The Guardian July 14, 2004


Editorial:

Election tasks in Australia

Smearing and attacking personalities is stock-in-trade for 
capitalist politics. It is intended to divert attention from the 
real political questions facing society and lead voters into 
choosing between parties and candidates on the basis of 
relatively unimportant issues. It is also intended to cover up 
the real policies and consequences of the Howard Government's 
actions. The Australian people have been fed a diet of this sort 
of politics for the last few weeks as the election campaign hots 
up.

Desperate to win the election the Howard Government has pulled 
out all the stops in attacking Mark Latham. It is determined to 
continue its attacks on the working people and strengthen even 
further its "all the way with the USA" policies including the new 
US military bases and the US-Australia Free Trade Agreement.

The Bush administration joined the Howard Government in its 
attacks on the ALP. Their "coalition of the willing" is facing 
world-wide opposition and has suffered setbacks in Iraq and 
elsewhere.
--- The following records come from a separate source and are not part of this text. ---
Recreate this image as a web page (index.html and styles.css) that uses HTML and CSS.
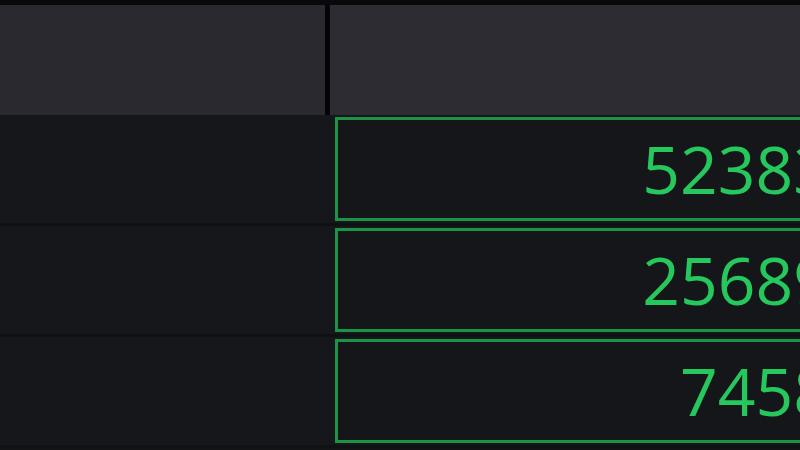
FILE: index.html
```html
<!DOCTYPE html>
<html lang="en">
<head>
    <meta charset="UTF-8">
    <meta name="viewport" content="width=device-width, initial-scale=1.0">
    <title>Counters</title>
    <link rel="stylesheet" href="styles.css">
</head>
<body>

    <div class="top-strip"></div>

    <div class="table">
        <!-- Header row -->
        <div class="head-cell head-left"></div>
        <div class="head-cell head-right"></div>

        <!-- Data rows -->
        <div class="row-cell"></div>
        <div class="row-cell value-cell">
            <div class="value-box">52383</div>
        </div>

        <div class="row-cell"></div>
        <div class="row-cell value-cell">
            <div class="value-box">25689</div>
        </div>

        <div class="row-cell"></div>
        <div class="row-cell value-cell">
            <div class="value-box">7458</div>
        </div>
    </div>

</body>
</html>
```

FILE: styles.css
```css
body {
    margin: 0;
    padding: 0;
    height: 100vh;
    background-color: #121416;
    overflow: hidden;
    font-family: "Open Sans", Roboto, sans-serif;
}

.top-strip {
    height: 5px;
    background-color: #09090b;
}

.table {
    width: 860px;
    display: grid;
    grid-template-columns: 325px 1fr;
    grid-template-rows: 110px repeat(3, 111px);
}

.head-cell {
    background-color: #2c2b31;
}

.head-left {
    background-color: #2a292f;
}

.head-right {
    border-left: 5px solid #050507;
    background-color: #2d2c32;
}

.row-cell {
    background-color: #15171a;
    border-bottom: 3px solid #0f1113;
}

.value-cell {
    padding: 2px 0 2px 10px;
}

.value-box {
    box-sizing: border-box;
    height: 104px;
    border: 3px solid #1c9443;
    background-color: #141619;
    color: #26c75c;
    font-size: 66px;
    line-height: 96px;
    text-align: right;
    padding-right: 26px;
}
```
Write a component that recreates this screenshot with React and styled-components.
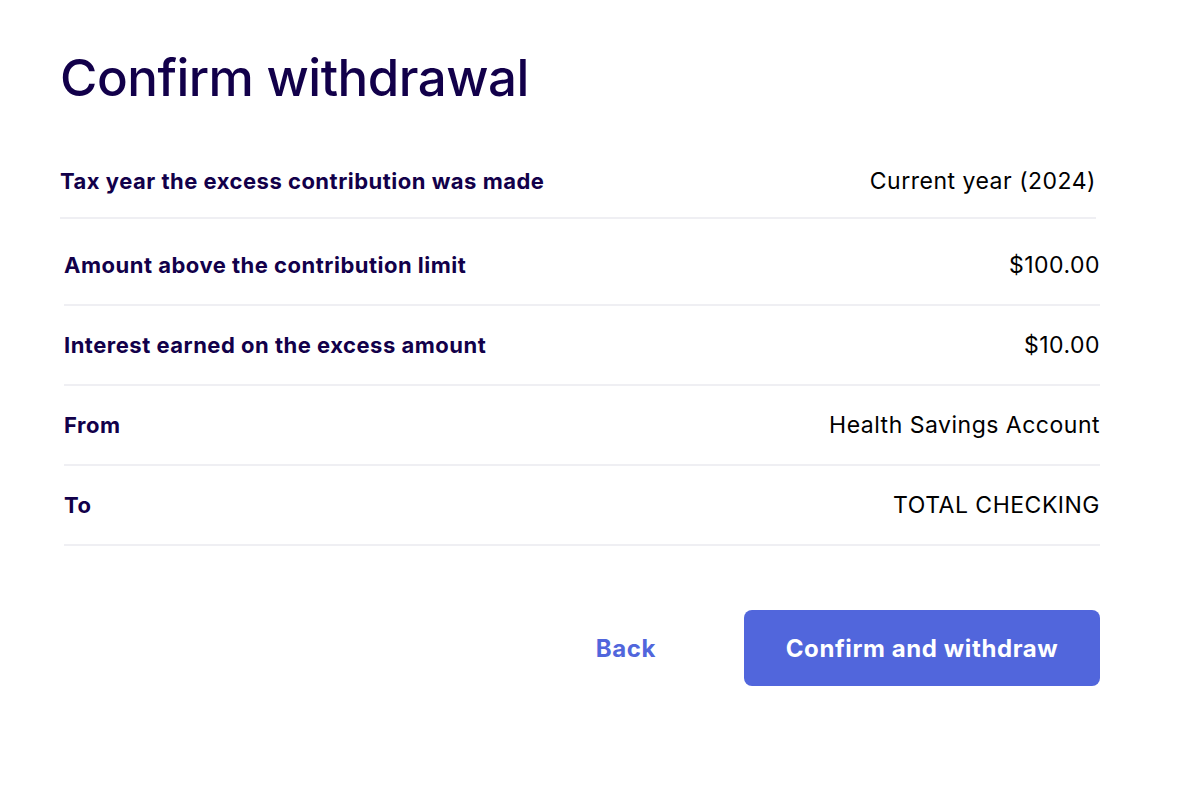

The withdrawal of Australian troops from Iraq, as 
promised by the ALP, would be a serious political blow to the US 
administration's agenda of war and occupation.

The comments of Bush, Powell and Armitage are clearly designed to 
influence the election outcome and as such constitute 
interference in Australia's domestic politics. Howard has 
attempted to pass them off as no more than the equivalent of 
comments by others regarding the US leaders. But coming, as they 
do, during the course of an election campaign and being made by 
the officials of a foreign government, they are a direct 
interference. They have the objective of obtaining the election 
of a parliament that will do anything that the US leaders want.

This is how the US leaders play their deadly game of world 
domination — although in many countries the interference is much 
more direct, including the use of assassinations, open military 
intervention and economic sabotage.

In their worldwide drive the US leaders have a 100 percent 
compliant sheriff in the Howard Government. The Howard Government 
is at one with US military plans for aggression in Asia and 
elsewhere. Both Bush and Howard are political and religious 
fundamentalists, completely dedicated to the preservation of the 
capitalist system with an ultra-conservative social outlook.

The defeat of the Bush and Howard Governments in the forthcoming 
elections would be a severe setback to their agendas even though 
the alternatives of Kerry in the US and Latham in Australia do 
not stand for significant change. However, such an outcome would 
represent a rejection by voters of the political course that the 
incumbents are following.

The political objectives for progressive Australians are similar 
to those that faced the people of Canada in their recent 
elections. A statement published by the Communist Party of Canada 
said that "the primary question was one of blunting the drive to 
the right by preventing a Tory victory, preventing either of the 
Big Business parties [winning] a working majority, and expanding 
the size and influence of other more democratic and progressive 
parties in Parliament.

"In this context, the outcome was a significant victory for the 
working class and the left and progressive forces in the country. 
The two parties of big business were hammered by voters, falling 
from 80 percent of the total popular vote in 2000 to 68 percent 
in 2004. The Conservatives lost over one million votes from the 
Alliance-Tory totals of four years ago, and the Liberals dropped 
300,000, mostly in Quebec. "On the other hand, the parties seen 
by voters as defenders of progressive positions made gains; the 
New Democratic Party gained about one million votes, the Bloc 
Quebecois about 300,000, and the Greens almost half a million."

This more or less sums up the tasks and possibilities in 
Australia. The only alternative to a Howard Government at present 
is a Latham-led ALP Government. And that would be a slap in the 
face for conservatism and war. But if that were all, it would be 
only a small step. A surge in votes for the Greens and other 
progressive, anti-war candidates would be an even better outcome. 
This is a real possibility but it will have to be worked for.